The social-artistic interaction added-value helped to stretch Muthspiel’s musical hinterland.
“The great thing about Berklee is that you can meet a whole generation of players there. That helps you to get into all kinds of things,” he says.
Muthspiel has certainly been spreading his exploratory net far and wide for many years. There was a popular TV show called To Tell the Truth in which a panel of celebrities was presented with three people who all pretended to be some relatively well-known figure. After grilling the guests for a few minutes, the panel members had to guess who the genuine article was, which was followed by the host intoning: “Will the real --- please stand up” After following the Austrian guitarist’s output over the last couple of decades or so, and especially after listening to his latest singer-songwriter oriented album and his surprisingly alluring voice, one is tempted to ask the real Wolfgang Muthspiel “to stand up.”
“It’s quite a different world, this singing stuff,” Muthspiel confesses, adding that it basically a matter of following his muse, come what may. “I am aware that, careerwise, this is not a very smart move. But even as a child, I was always following what I had most fun with because there is where I learned the most. I just keep this going, and sometimes a project grows and I don’t even know when or how will do it. I just want to take this luxury of following whatever I want to do at a particular moment.”
Muthspiel has basically been going with his flow all his life. Between 1995 and 2002 he lived in New York, where he collaborated on a very wide variety of musical projects with the likes of Norwegian jazz singer Rebekka Bakken, Indian world music percussionist Trilok Gurtu, Tunisian oud player and singer Dhafer Youssef and veteran avant-garde jazz saxophonist Dave Liebman.
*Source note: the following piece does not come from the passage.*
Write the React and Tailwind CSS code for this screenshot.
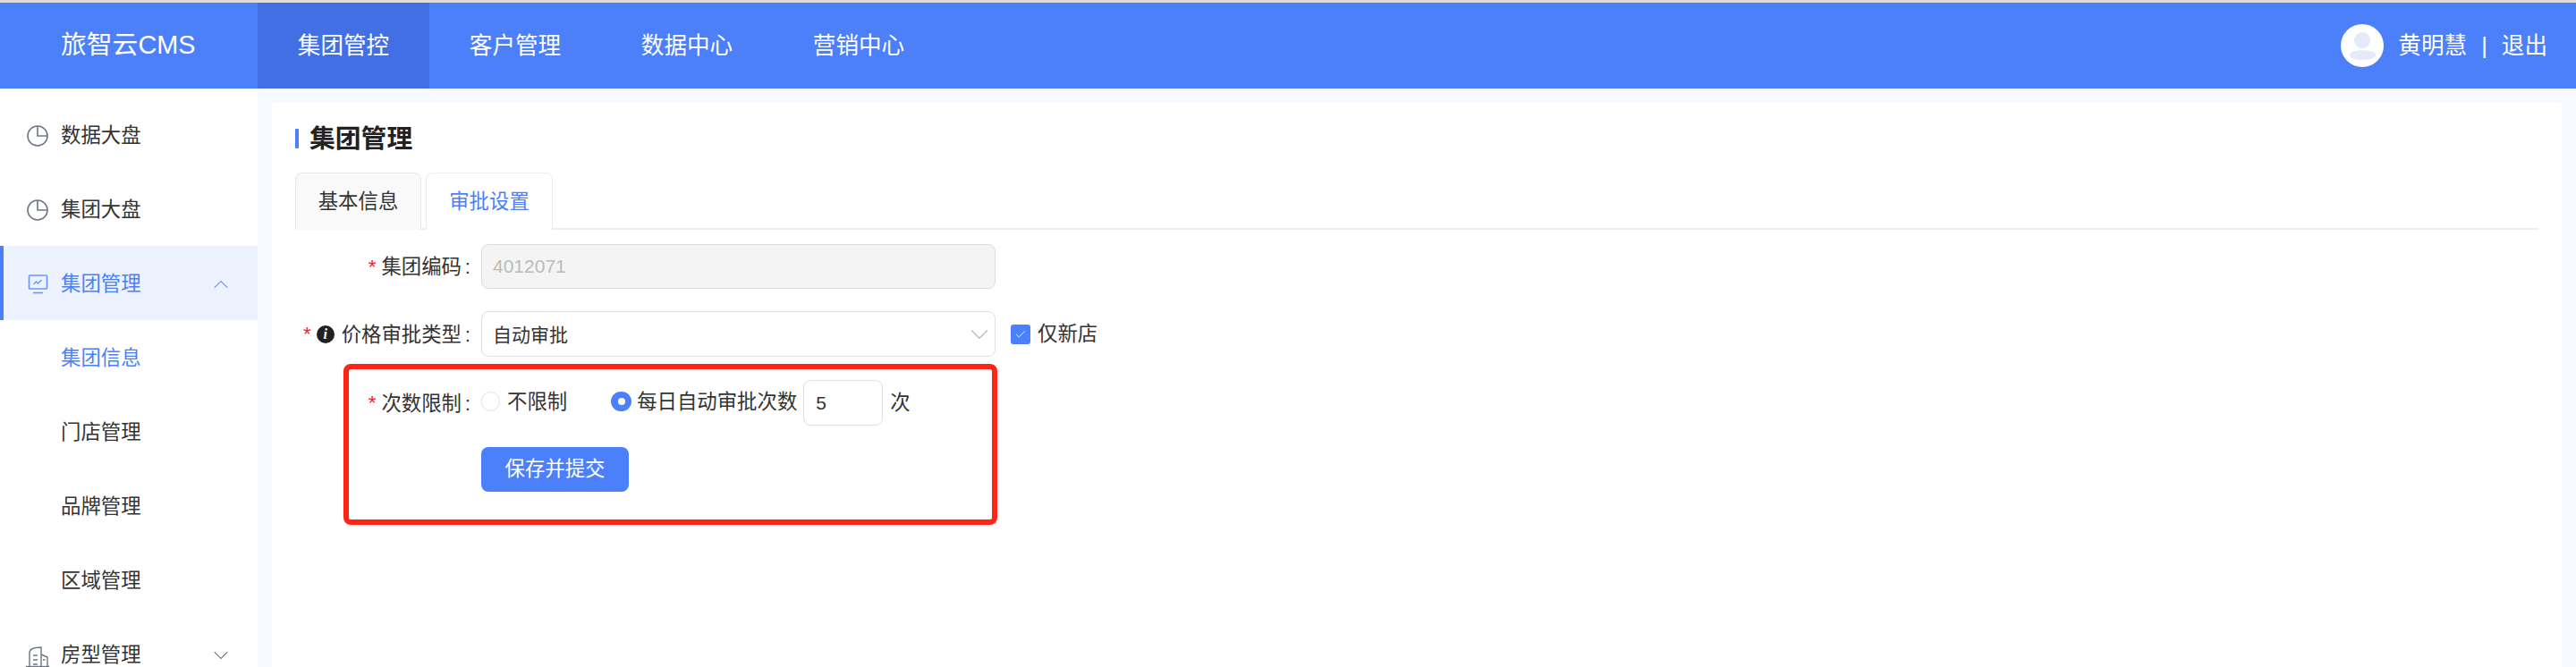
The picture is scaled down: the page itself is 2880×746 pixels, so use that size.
import React from 'react';
import { ChevronDown, ChevronUp, Check } from 'lucide-react';

const PieIcon = () => (
  <svg width="24" height="24" viewBox="0 0 24 24" fill="none" stroke="#6d7685" strokeWidth="1.6">
    <circle cx="12" cy="12" r="11" />
    <path d="M12 1v11h11" />
  </svg>
);

const ScreenIcon = () => (
  <svg width="24" height="26" viewBox="0 0 24 26" fill="none" stroke="#4c7ffa" strokeWidth="1.6" className="opacity-80">
    <rect x="2.500" y="3" width="20" height="15" rx="0.8" />
    <path d="M7.500 13l3-3 2 2 4-4" strokeWidth="1.4" />
    <path d="M7 22.500h11" />
  </svg>
);

const BuildingIcon = () => (
  <svg width="26" height="28" viewBox="0 0 26 28" fill="none" stroke="#6d7685" strokeWidth="1.4" className="-ml-px">
    <path d="M4 26V11C4 7 9 5 17 5V26" />
    <path d="M17 13L24 16V26" />
    <path d="M8 14h5M8 19h5M8 24h5M19 19h2.500" />
    <path d="M0 26.500H26" />
  </svg>
);

const menu = [
  { label: '数据大盘', icon: <PieIcon /> },
  { label: '集团大盘', icon: <PieIcon /> },
  { label: '集团管理', icon: <ScreenIcon />, active: true, chevron: 'up' },
  { label: '集团信息', sub: true, current: true },
  { label: '门店管理', sub: true },
  { label: '品牌管理', sub: true },
  { label: '区域管理', sub: true },
  { label: '房型管理', icon: <BuildingIcon />, chevron: 'down' },
];

function Sidebar() {
  return (
    <aside className="w-[288px] shrink-0 bg-white pt-[10px] overflow-hidden">
      {menu.map(item => (
        <div
          key={item.label}
          className={`relative h-[83px] pt-[3px] flex items-center pr-[27px] text-[22.4px] ${
            item.active ? 'bg-[#ecf3ff] text-[#4c7ffa]' : item.current ? 'text-[#4c7ffa]' : 'text-[#333333]'
          } ${item.sub ? 'pl-[68px]' : 'pl-[30px]'}`}
        >
          {item.active && <span className="absolute left-0 top-0 bottom-0 w-1 bg-[#4c7ffa]" />}
          {item.icon && <span className="w-[38px] shrink-0 flex items-center">{item.icon}</span>}
          <span>{item.label}</span>
          {item.chevron === 'up' && <ChevronUp size={28} strokeWidth={0.9} className="ml-auto text-[#4c7ffa]" />}
          {item.chevron === 'down' && <ChevronDown size={28} strokeWidth={0.9} className="ml-auto text-[#555555]" />}
        </div>
      ))}
    </aside>
  );
}

function Label({ children, info }) {
  return (
    <div className="w-[196px] mr-3 shrink-0 flex items-center justify-end text-[22.4px] text-[#333333] whitespace-nowrap pt-[2px]">
      <span className="text-[#f5222d] mr-[6px] text-[22.4px] leading-none">*</span>
      {info && (
        <span className="mr-2 w-5 h-5 rounded-full bg-[#222222] text-white flex items-center justify-center text-[16px] italic font-bold font-['Liberation_Serif',serif]">i</span>
      )}
      {children}
      <span className="w-[10px] text-right">:</span>
    </div>
  );
}

export default function App() {
  return (
    <div className="w-[2880px] h-[746px] overflow-hidden flex flex-col bg-[#f7faff] font-['Liberation_Sans','Noto_Sans_CJK_SC',sans-serif]">
      <div className="h-[3px] shrink-0 bg-[#dcdcdc]" />
      <header className="h-[96px] shrink-0 bg-[#4c7ffa] flex items-center text-white">
        <div className="w-[288px] shrink-0 pl-[68px] text-[28.8px]">旅智云CMS</div>
        {['集团管控', '客户管理', '数据中心', '营销中心'].map((name, i) => (
          <div
            key={name}
            className={`w-[192px] h-full flex items-center justify-center text-[25.6px] ${i === 0 ? 'bg-[#4270e4]' : ''}`}
          >
            {name}
          </div>
        ))}
        <div className="ml-auto pr-[32px] flex items-center text-[25.6px]">
          <div className="w-12 h-12 rounded-full bg-white mr-4 relative overflow-hidden">
            <span className="absolute left-[15px] top-[9px] w-[18px] h-[18px] rounded-full bg-[#e6eaf8]" />
            <span className="absolute left-[10px] top-[29px] w-[29px] h-[11px] rounded-[50%] bg-[#e6eaf8]" />
          </div>
          <span>黄明慧</span>
          <span className="mx-[16px]">|</span>
          <span>退出</span>
        </div>
      </header>

      <div className="flex-1 min-h-0 flex">
        <Sidebar />
        <main className="flex-1 min-w-0 pt-4 pl-4 pr-4">
          <div className="relative h-full bg-white pl-[26px] pr-[26px] pt-[29px]">
            <div className="flex items-center h-[22px]">
              <span className="w-1 h-[22px] bg-[#4c7ffa] rounded-[1px] mr-3" />
              <h1 className="text-[28.8px] font-bold text-[#222222] leading-none">集团管理</h1>
            </div>

            <div className="flex mt-[27px] h-[64px] border-b-2 border-[#eeeeee]">
              <div className="w-[141px] h-[64px] flex items-center justify-center text-[22.4px] text-[#333333] bg-[#f9f9f9] border border-b-0 border-[#e8e8e8] rounded-t-lg">
                基本信息
              </div>
              <div className="w-[142px] h-[64px] ml-[5px] flex items-center justify-center text-[22.4px] text-[#4c7ffa] bg-white border border-b-0 border-[#eeeeee] rounded-t-lg">
                审批设置
              </div>
            </div>

            <div className="mt-4 flex items-center h-[50px]">
              <Label>集团编码</Label>
              <div className="w-[575px] h-[50px] flex items-center pl-3 bg-[#f4f4f4] border border-[#dcdcdc] rounded-lg text-[21px] text-[#bbbbbb]">
                4012071
              </div>
            </div>

            <div className="mt-[25px] flex items-center h-[51px]">
              <Label info>价格审批类型</Label>
              <div className="w-[575px] h-[51px] flex items-center justify-between pl-3 bg-white border border-[#dfdfe6] rounded-lg text-[21px] text-[#333333]">
                <span className="pt-[2px]">自动审批</span>
                <ChevronDown size={34} strokeWidth={0.9} className="text-[#b4bbc6]" />
              </div>
              <span className="ml-[17px] w-[22px] h-[22px] rounded-[3px] bg-[#4c7ffa] flex items-center justify-center">
                <Check size={14} strokeWidth={1.5} className="text-white" />
              </span>
              <span className="ml-2 text-[22.4px] text-[#333333]">仅新店</span>
            </div>

            <div className="mt-[26px] flex items-center h-[51px]">
              <Label>次数限制</Label>
              <span className="w-[21px] h-[22px] rounded-full border border-[#dfe1ea] bg-white -translate-y-[2px]" />
              <span className="ml-2 text-[22.4px] text-[#333333] -translate-y-px">不限制</span>
              <span className="ml-[49px] w-[23px] h-[22px] rounded-full bg-[#4c7ffa] flex items-center justify-center -translate-y-[2px]">
                <span className="w-2 h-2 rounded-full bg-white" />
              </span>
              <span className="ml-[6px] text-[22.4px] text-[#333333] -translate-y-px whitespace-nowrap">每日自动审批次数</span>
              <div className="ml-[7px] w-[89px] h-[51px] flex items-center pl-[13px] border border-[#dfdfe6] rounded-lg text-[21px] text-[#333333]">
                5
              </div>
              <span className="ml-2 text-[22.4px] text-[#333333]">次</span>
            </div>

            <div className="mt-6 pl-[208px]">
              <button className="w-[165px] h-[50px] rounded-lg bg-[#4c7ffa] text-white text-[22.4px]">保存并提交</button>
            </div>

            <div className="absolute left-[80px] top-[292px] w-[731px] h-[180px] border-[6px] border-[#ff2416] rounded-lg pointer-events-none" />
          </div>
        </main>
      </div>
    </div>
  );
}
Of course, if you want to do just want as you see fit without some marketing executive advising you to take a more commercial line, it can help to run your own show. Muthspiel established his own record label, Material Records, in 2000 so there was no one around who was going to tell him that he’d been ill advised to put out a singer-songwriter CD.
Considering Muthspiel’s vocal qualities, not to mention his deft guitar work, we are all the beneficiaries of his decision to do his own thing.